StreamingQueryListener

object StreamingQueryListenerExample {

  def main(args: Array[String]): Unit = {
    val sparkSession = SparkSession.builder().master("local[*]").getOrCreate()

    sparkSession.streams.addListener(StreamingQueryPrintingListener)

    val rateMicroBatchSource = sparkSession.readStream
      .option("rowsPerSecond", 5)
      .option("numPartitions", 2)
      .format("rate").load()

    import sparkSession.implicits._
    val consoleSink = rateMicroBatchSource
      .select($"timestamp", $"value", functions.spark_partition_id())
      .writeStream.format("console").trigger(Trigger.ProcessingTime("2 seconds"))

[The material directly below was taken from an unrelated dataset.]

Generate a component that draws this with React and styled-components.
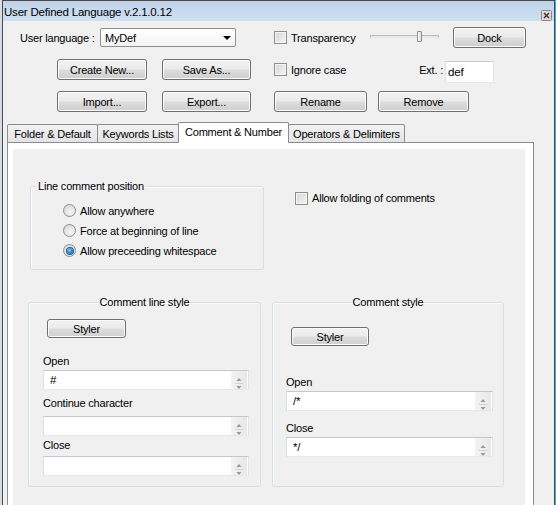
import React from 'react';
import styled, { createGlobalStyle } from 'styled-components';

const GlobalStyle = createGlobalStyle`
  html, body {
    margin: 0;
    padding: 0;
    background: #ffffff;
  }
  body {
    font-family: 'Liberation Sans', Arial, sans-serif;
    font-size: 11px;
    letter-spacing: -0.2px;
    color: #000000;
  }
  * {
    box-sizing: border-box;
  }
`;

const CloseIcon = () => (
  <svg width="11" height="11" viewBox="0 0 11 11">
    <rect x="0.5" y="0.5" width="10" height="10" rx="1" fill="#e8d6d6" stroke="#8a8a8a" />
    <path d="M3 3 L8 8 M8 3 L3 8" stroke="#3a3a3a" strokeWidth="1.5" />
  </svg>
);

const ComboArrow = () => (
  <svg width="8" height="4" viewBox="0 0 8 4">
    <path d="M0 0 H8 L4 4 Z" fill="#000" />
  </svg>
);

const SpinArrows = () => (
  <svg width="16" height="18" viewBox="0 0 16 18">
    <path d="M5.5 10 H10.5 L8 7 Z" fill="#9a9a9a" />
    <path d="M4 12.5 H12" stroke="#d2d2d2" />
    <path d="M5.5 15 H10.5 L8 18 Z" fill="#9a9a9a" />
  </svg>
);

const CheckBox = ({ label, $w, $ml }) => (
  <St.CheckItem $w={$w} $ml={$ml}>
    <St.Box />
    <span>{label}</span>
  </St.CheckItem>
);

const Radio = ({ label, checked }) => (
  <St.RadioRow>
    <St.RadioCircle>{checked && <St.RadioDot />}</St.RadioCircle>
    <span>{label}</span>
  </St.RadioRow>
);

const SpinField = ({ value, $mt, $w }) => (
  <St.Spin $mt={$mt} $w={$w}>
    <St.SpinText>{value}</St.SpinText>
    <St.SpinButtons>
      <SpinArrows />
    </St.SpinButtons>
  </St.Spin>
);

const App = () => {
  return (
    <>
      <GlobalStyle />
      <St.Frame>
        <St.Window>
          <St.TitleBar>
            <St.Title>User Defined Language v.2.1.0.12</St.Title>
            <St.CloseBtn>
              <CloseIcon />
            </St.CloseBtn>
          </St.TitleBar>

          <St.Body>
            <St.Row>
              <St.Label $w={80} $ml={17}>User language :</St.Label>
              <St.Combo>
                <span>MyDef</span>
                <ComboArrow />
              </St.Combo>
              <CheckBox label="Transparency" $w={96} $ml={38} />
              <St.Slider>
                <St.Track />
                <St.Thumb />
              </St.Slider>
              <St.Button $w={73} $ml={14}>Dock</St.Button>
            </St.Row>

            <St.Row>
              <St.Button $w={90} $ml={54}>Create New...</St.Button>
              <St.Button $w={89} $ml={15}>Save As...</St.Button>
              <CheckBox label="Ignore case" $w={142} $ml={23} />
              <St.ExtLabel>Ext. :</St.ExtLabel>
              <St.ExtInput>def</St.ExtInput>
            </St.Row>

            <St.Row>
              <St.Button $w={90} $ml={54}>Import...</St.Button>
              <St.Button $w={89} $ml={15}>Export...</St.Button>
              <St.Button $w={93} $ml={23}>Rename</St.Button>
              <St.Button $w={91} $ml={11}>Remove</St.Button>
            </St.Row>

            <St.TabControl>
              <St.TabStrip>
                <St.Tab $w={91}>Folder &amp; Default</St.Tab>
                <St.Tab $w={82}>Keywords Lists</St.Tab>
                <St.Tab $w={111} $active>Comment &amp; Number</St.Tab>
                <St.Tab $w={117}>Operators &amp; Delimiters</St.Tab>
              </St.TabStrip>

              <St.Panel>
                <St.Page>
                  <St.Group $w={234} $ml={2}>
                    <St.Legend>Line comment position</St.Legend>
                    <St.RadioList>
                      <Radio label="Allow anywhere" />
                      <Radio label="Force at beginning of line" />
                      <Radio label="Allow preceeding whitespace" checked />
                    </St.RadioList>
                  </St.Group>

                  <St.FoldCheck>
                    <CheckBox label="Allow folding of comments" />
                  </St.FoldCheck>

                  <St.Group>
                    <St.Legend $center>Comment line style</St.Legend>
                    <St.Stack $pl={14}>
                      <St.Styler $ml={4} $mt={10} $w={79}>Styler</St.Styler>
                      <St.FieldLabel $mt={16}>Open</St.FieldLabel>
                      <SpinField value="#" $mt={2} $w={206} />
                      <St.FieldLabel $mt={6}>Continue character</St.FieldLabel>
                      <SpinField value="" $mt={6} $w={206} />
                      <St.FieldLabel $mt={2}>Close</St.FieldLabel>
                      <SpinField value="" $mt={4} $w={206} />
                    </St.Stack>
                  </St.Group>

                  <St.Group>
                    <St.Legend $center>Comment style</St.Legend>
                    <St.Stack $pl={13}>
                      <St.Styler $ml={5} $mt={18} $w={78}>Styler</St.Styler>
                      <St.FieldLabel $mt={29}>Open</St.FieldLabel>
                      <SpinField value="/*" $mt={2} $w={207} />
                      <St.FieldLabel $mt={10}>Close</St.FieldLabel>
                      <SpinField value="*/" $mt={2} $w={207} />
                    </St.Stack>
                  </St.Group>
                </St.Page>
              </St.Panel>
            </St.TabControl>
          </St.Body>
        </St.Window>
      </St.Frame>
    </>
  );
};

export default App;

const vistaButton = `
  border: 1px solid #707070;
  border-radius: 3px;
  background: linear-gradient(#f2f2f2 0%, #ebebeb 48%, #dddddd 52%, #cfcfcf 100%);
  box-shadow: inset 0 0 0 1px #fbfbfb;
  font-family: 'Liberation Sans', Arial, sans-serif;
  font-size: 11px;
  letter-spacing: -0.2px;
  color: #000;
  padding: 0;
`;

const St = {
  Frame: styled.div`
    width: 556px;
    height: 505px;
    border-left: 2px solid #d8dde4;
    border-right: 1px solid #35b5e6;
    overflow: hidden;
  `,

  Window: styled.div`
    height: 100%;
    display: flex;
    flex-direction: column;
    border: 1px solid #4a4a4a;
    border-bottom: none;
    background: #f0f0f0;
  `,

  TitleBar: styled.div`
    height: 20px;
    display: flex;
    align-items: flex-end;
    padding: 0 2px 2px 1px;
    background: linear-gradient(#bfd3ea, #d0e0f1);
  `,

  Title: styled.div`
    font-size: 11.5px;
    line-height: 14px;
  `,

  CloseBtn: styled.div`
    margin-left: auto;
    margin-bottom: -2px;
    height: 11px;
    display: flex;
  `,

  Body: styled.div`
    flex: 1;
    display: flex;
    flex-direction: column;
    gap: 11px;
    padding-top: 6px;
    min-height: 0;
  `,

  Row: styled.div`
    display: flex;
    align-items: center;
    height: 21px;
    flex-shrink: 0;
  `,

  Label: styled.div`
    width: ${(p) => p.$w}px;
    margin-left: ${(p) => p.$ml || 0}px;
    line-height: 14px;
  `,

  Combo: styled.div`
    width: 136px;
    height: 19px;
    display: flex;
    align-items: center;
    justify-content: space-between;
    padding: 0 4px 0 4px;
    border: 1px solid #8e8f8f;
    border-radius: 2px;
    background: linear-gradient(#ffffff, #f3f3f3);
  `,

  CheckItem: styled.div`
    display: flex;
    align-items: center;
    gap: 4px;
    line-height: 14px;
    width: ${(p) => (p.$w ? `${p.$w}px` : 'auto')};
    margin-left: ${(p) => p.$ml || 0}px;
  `,

  Box: styled.div`
    width: 13px;
    height: 13px;
    flex-shrink: 0;
    border: 1px solid #8e8f8f;
    background: linear-gradient(135deg, #d6d6d6, #f6f6f6);
    box-shadow: inset 0 0 0 1px #f4f4f4;
  `,

  Slider: styled.div`
    position: relative;
    width: 69px;
    height: 21px;
    display: flex;
    align-items: center;
  `,

  Track: styled.div`
    flex: 1;
    height: 3px;
    margin-top: -3px;
    border: 1px solid #b9b9b9;
    border-bottom-color: #e6e6e6;
    background: #e7eaea;
  `,

  Thumb: styled.div`
    position: absolute;
    left: 47px;
    top: 4px;
    width: 5px;
    height: 11px;
    border: 1px solid #8e8f8f;
    border-radius: 1px;
    background: linear-gradient(90deg, #fafafa, #dcdcdc);
  `,

  Button: styled.button`
    ${vistaButton}
    width: ${(p) => p.$w}px;
    height: 21px;
    margin-left: ${(p) => p.$ml || 0}px;
    flex-shrink: 0;
  `,

  ExtLabel: styled.div`
    width: 29px;
    text-align: right;
    padding-right: 2px;
    line-height: 14px;
  `,

  ExtInput: styled.div`
    width: 49px;
    height: 22px;
    align-self: flex-start;
    margin-top: 2px;
    padding-left: 2px;
    display: flex;
    align-items: center;
    font-size: 11.5px;
    background: #ffffff;
    border: 1px solid;
    border-color: #c9ccd3 #e2e3ea #e3e9ef #dbdfe6;
  `,

  TabControl: styled.div`
    flex: 1;
    display: flex;
    flex-direction: column;
    margin: -1px 0 0 4px;
    width: 527px;
    min-height: 0;
  `,

  TabStrip: styled.div`
    display: flex;
    align-items: flex-end;
    height: 20px;
  `,

  Tab: styled.div`
    width: ${(p) => p.$w}px;
    height: ${(p) => (p.$active ? 21 : 18)}px;
    margin-left: -1px;
    margin-bottom: ${(p) => (p.$active ? -1 : 0)}px;
    &:first-child {
      margin-left: 0;
    }
    position: relative;
    z-index: ${(p) => (p.$active ? 1 : 0)};
    display: flex;
    align-items: center;
    justify-content: center;
    white-space: nowrap;
    border: 1px solid #898c95;
    border-bottom: none;
    border-radius: 2px 2px 0 0;
    background: ${(p) => (p.$active ? '#ffffff' : 'linear-gradient(#f2f2f2, #e4e4e4)')};
    padding-bottom: ${(p) => (p.$active ? 3 : 0)}px;
  `,

  Panel: styled.div`
    flex: 1;
    display: flex;
    border: 1px solid #898c95;
    border-bottom: none;
    background: #ffffff;
    padding: 6px 8px 0 5px;
    min-height: 0;
  `,

  Page: styled.div`
    flex: 1;
    background: #f0f0f0;
    display: grid;
    grid-template-columns: 233px 232px;
    column-gap: 11px;
    row-gap: 25px;
    align-content: start;
    padding: 30px 0 0 15px;
  `,

  Group: styled.fieldset`
    margin: 0 0 0 ${(p) => p.$ml || 0}px;
    padding: 0;
    min-width: 0;
    width: ${(p) => (p.$w ? `${p.$w}px` : 'auto')};
    border: 1px solid #d5dfe5;
    border-radius: 3px;
    box-shadow: inset 1px 1px 0 #fbfbfb;
  `,

  Legend: styled.legend`
    padding: 0 1px;
    margin: ${(p) => (p.$center ? '0 auto' : '0 0 0 6px')};
    line-height: 14px;
    white-space: nowrap;
  `,

  RadioList: styled.div`
    display: flex;
    flex-direction: column;
    gap: 1px;
    padding: 8px 0 9px 32px;
  `,

  RadioRow: styled.div`
    display: flex;
    align-items: center;
    gap: 4px;
    height: 19px;
  `,

  RadioCircle: styled.div`
    width: 13px;
    height: 13px;
    border-radius: 50%;
    border: 1px solid #8e8f8f;
    background: radial-gradient(circle at 60% 65%, #f7f7f7 0%, #e2e2e2 55%, #cfcfcf 100%);
    display: flex;
    align-items: center;
    justify-content: center;
  `,

  RadioDot: styled.div`
    width: 6px;
    height: 6px;
    border-radius: 50%;
    background: radial-gradient(circle at 40% 40%, #8fd3f7 0%, #2c86c8 50%, #174f86 100%);
    box-shadow: 0 0 0 1px #2b5a86;
  `,

  FoldCheck: styled.div`
    align-self: start;
    margin: 12px 0 0 23px;
  `,

  Stack: styled.div`
    display: flex;
    flex-direction: column;
    align-items: flex-start;
    padding: 0 0 10px ${(p) => p.$pl}px;
  `,

  Styler: styled.button`
    ${vistaButton}
    width: ${(p) => p.$w}px;
    height: 19px;
    margin-left: ${(p) => p.$ml}px;
    margin-top: ${(p) => p.$mt}px;
  `,

  FieldLabel: styled.div`
    line-height: 14px;
    margin-top: ${(p) => p.$mt}px;
  `,

  Spin: styled.div`
    width: ${(p) => p.$w}px;
    height: 20px;
    margin-top: ${(p) => p.$mt}px;
    display: flex;
    background: #ffffff;
    border: 1px solid;
    border-color: #c4c7cd #e2e3ea #e3e9ef #dbdfe6;
  `,

  SpinText: styled.div`
    flex: 1;
    padding-left: 6px;
    display: flex;
    align-items: center;
    font-size: 11.5px;
  `,

  SpinButtons: styled.div`
    width: 16px;
    margin: 0 1px 0 0;
    background: linear-gradient(90deg, #f3f3f3, #e8e8e8);
    overflow: hidden;
    display: flex;
  `,
};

    consoleSink.start().awaitTermination()
  }

}

object StreamingQueryPrintingListener extends StreamingQueryListener {
  override def onQueryStarted(event: StreamingQueryListener.QueryStartedEvent): Unit = {
    println(s">>> Query started ${event}")
  }

  override def onQueryProgress(event: StreamingQueryListener.QueryProgressEvent): Unit = {
    println(s">>> Query made progress ${event}")
  }

  override def onQueryTerminated(event: StreamingQueryListener.QueryTerminatedEvent): Unit = {
    println(s">>> Query terminated ${event}")
  }
}

In addition to the observable metrics Spark listeners are another way to see what happens with your job. The difference between these 2 components is the scope. The metrics operate on the data whereas the listeners apply to the query- or job-related attributes.